[Records with interface code]
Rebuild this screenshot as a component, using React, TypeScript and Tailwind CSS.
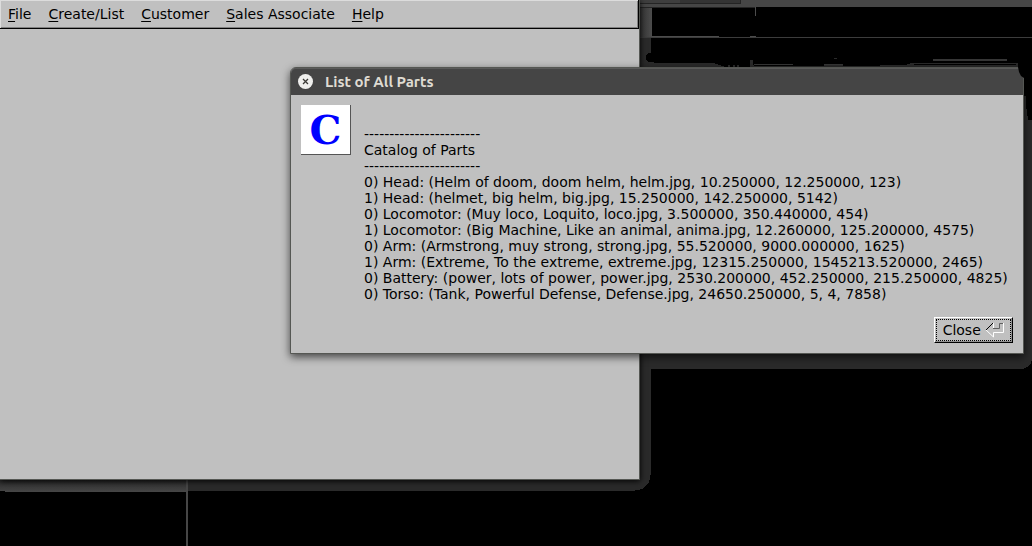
import React from 'react';

const menus = ['File', 'Create/List', 'Customer', 'Sales Associate', 'Help'];

const catalog = [
  '-----------------------',
  'Catalog of Parts',
  '-----------------------',
  '0) Head: (Helm of doom, doom helm, helm.jpg, 10.250000, 12.250000, 123)',
  '1) Head: (helmet, big helm, big.jpg, 15.250000, 142.250000, 5142)',
  '0) Locomotor: (Muy loco, Loquito, loco.jpg, 3.500000, 350.440000, 454)',
  '1) Locomotor: (Big Machine, Like an animal, anima.jpg, 12.260000, 125.200000, 4575)',
  '0) Arm: (Armstrong, muy strong, strong.jpg, 55.520000, 9000.000000, 1625)',
  '1) Arm: (Extreme, To the extreme, extreme.jpg, 12315.250000, 1545213.520000, 2465)',
  '0) Battery: (power, lots of power, power.jpg, 2530.200000, 452.250000, 215.250000, 4825)',
  '0) Torso: (Tank, Powerful Defense, Defense.jpg, 24650.250000, 5, 4, 7858)',
];

function Backdrop() {
  return (
    <svg
      aria-hidden="true"
      className="absolute left-0 top-0"
      width="1032"
      height="546"
      viewBox="0 0 1032 546"
      shapeRendering="crispEdges"
    >
      <defs>
        <linearGradient id="fade" x1="0" y1="0" x2="0" y2="1">
          <stop offset="0" stopColor="#2a2a2a" />
          <stop offset="1" stopColor="#464646" />
        </linearGradient>
        <linearGradient id="side" x1="0" y1="0" x2="1" y2="0">
          <stop offset="0" stopColor="#353535" />
          <stop offset="1" stopColor="#4c4c4c" />
        </linearGradient>
      </defs>
      <rect x="636" y="0" width="396" height="7" fill="#464646" />
      <rect x="636" y="0" width="44" height="3" fill="#3e3e3e" />
      <rect x="680" y="0" width="60" height="3" fill="#343434" />
      <path d="M640 3.5H741M740.5 0V4M640 7.5H755" stroke="#242424" />
      <rect x="640" y="8" width="12" height="30" fill="url(#side)" />
      <path d="M755.5 7V16" stroke="#4c4c4c" />
      <path d="M652 36.5H719M750 36.5H756" stroke="#4c4c4c" />
      <path d="M640 37.5H1032" stroke="#3c3c3c" />
      {/* window shadows */}
      <path
        d="M640 38H651V53H648L646 56V60L649 62H654V63H713L719 65H748L750 60H753V65H900L912 63H1018V70L1020 75L1024 78V96H1026V105L1028 120H1032V360Q1030 369 1020 369H651V473L649 482L642 489L633 491H0V360H640Z"
        fill="#2a2a2a"
      />
      <path d="M719 65H746L748 60H750V67H725L719 65Z" fill="#000" />
      <path d="M728.5 65V67M733.5 65V67M737.5 65V67" stroke="#2a2a2a" strokeWidth="2" />
      <path d="M754 60H912V63L905 65H754Z" fill="#000" />
      <path d="M754 65.5H824M843 65.5H880" stroke="#000" />
      <path d="M754 64.5H793M824 64.5H843" stroke="#363636" />
      <path d="M834 58.5H837" stroke="#2a2a2a" />
      <path d="M933 60H1007" stroke="#363636" strokeWidth="2" />
      <path d="M914 64.5H1016" stroke="#000" />
      <rect x="0" y="480" width="186" height="12" fill="url(#fade)" />
      <rect x="0" y="491" width="5" height="1" fill="#000" />
      <rect x="186" y="480" width="2" height="66" fill="#464646" />
    </svg>
  );
}

function MainWindow() {
  return (
    <main className="absolute left-0 top-0 flex h-120 w-160 flex-col border-b border-r border-[#555753] bg-[#c0c0c0] shadow-[0_1px_6px_#000]">
      <nav className="flex h-[29px] shrink-0 items-center border-b border-r border-black bg-[#c0c0c0] pl-1 shadow-[inset_1px_1px_0_#dcdcdc,inset_-1px_-1px_0_#808080]">
        {menus.map((name) => (
          <button key={name} type="button" className="mr-[9px] px-1 leading-4">
            <span className="underline underline-offset-2">{name[0]}</span>
            {name.slice(1)}
          </button>
        ))}
      </nav>
    </main>
  );
}

function PartsDialog() {
  return (
    <section
      role="dialog"
      aria-labelledby="dialog-title"
      className="absolute left-[290px] top-[67px] rounded-t-md border border-[#555753] bg-[#c0c0c0] shadow-[0_3px_9px_rgba(0,0,0,0.65)]"
    >
      <header className="flex h-[27px] items-center gap-[11px] rounded-t-[5px] bg-[#454545] px-[7px] shadow-[inset_0_1px_0_#5a5a5a]">
        <button type="button" aria-label="Close window" className="size-4">
          <svg viewBox="0 0 16 16" className="size-4">
            <circle cx="7.5" cy="7.5" r="7.5" fill="#efefed" />
            <path d="M5 5L10 10M10 5L5 10" stroke="#3c3b37" strokeWidth="1.3" />
          </svg>
        </button>
        <h1 id="dialog-title" className="font-[Ubuntu,'Noto_Sans',sans-serif] text-[15px] font-bold text-[#dfdbd2]">
          List of All Parts
        </h1>
      </header>
      <div className="flex gap-[13px] pl-[10px] pr-[15px] pt-[10px]">
        <div className="flex size-[50px] shrink-0 items-center justify-center border-b border-r border-[#555] bg-white font-['DejaVu_Serif',serif] text-[40px] font-bold leading-none text-[#00f]">
          C
        </div>
        <div className="whitespace-nowrap pt-[21px] leading-4">
          {catalog.map((line, i) => (
            <p key={i}>{line}</p>
          ))}
        </div>
      </div>
      <footer className="flex justify-end px-[10px] pb-[10px] pt-[15px]">
        <button
          type="button"
          className="border border-b-black border-l-white border-r-black border-t-white bg-[#c0c0c0] p-px shadow-[inset_-1px_-1px_0_#909090]"
        >
          <span className="flex h-[22px] items-center gap-1 border border-dotted border-black pl-[6px] pr-[5px]">
            Close
            <svg viewBox="0 0 20 16" className="h-4 w-5" fill="none">
              <path d="M1 8L8 1" stroke="#000" />
              <path d="M8 6.5H14.5V1.5H19" stroke="#606060" />
              <path d="M8.5 1V6M1 8L8.5 15V10.5H18.5V1" stroke="#fff" />
            </svg>
          </span>
        </button>
      </footer>
      <svg aria-hidden="true" className="absolute -right-px -top-px h-3 w-[6px]" viewBox="0 0 6 12">
        <path d="M0 0H6V11L3 9L1 5Z" fill="#000" />
      </svg>
    </section>
  );
}

export default function App() {
  return (
    <div className="relative min-h-screen overflow-hidden bg-black font-['DejaVu_Sans',sans-serif] text-sm text-black">
      <Backdrop />
      <MainWindow />
      <PartsDialog />
    </div>
  );
}
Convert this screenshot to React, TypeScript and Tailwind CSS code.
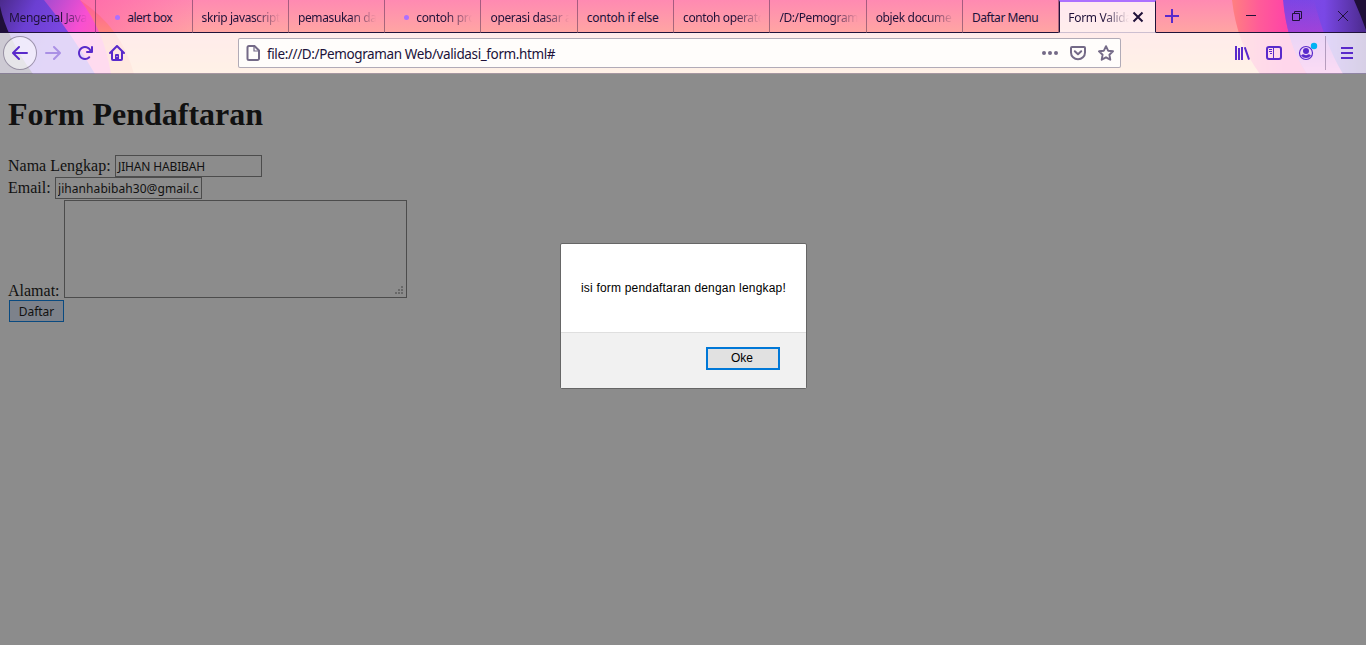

» AIM: Locate each line with the word "TypeScript" and copy it.

» EXERCISE RESULT:
Rebuild this screenshot as a component, using React, TypeScript and Tailwind CSS.
Convert this screenshot to React, TypeScript and Tailwind CSS code.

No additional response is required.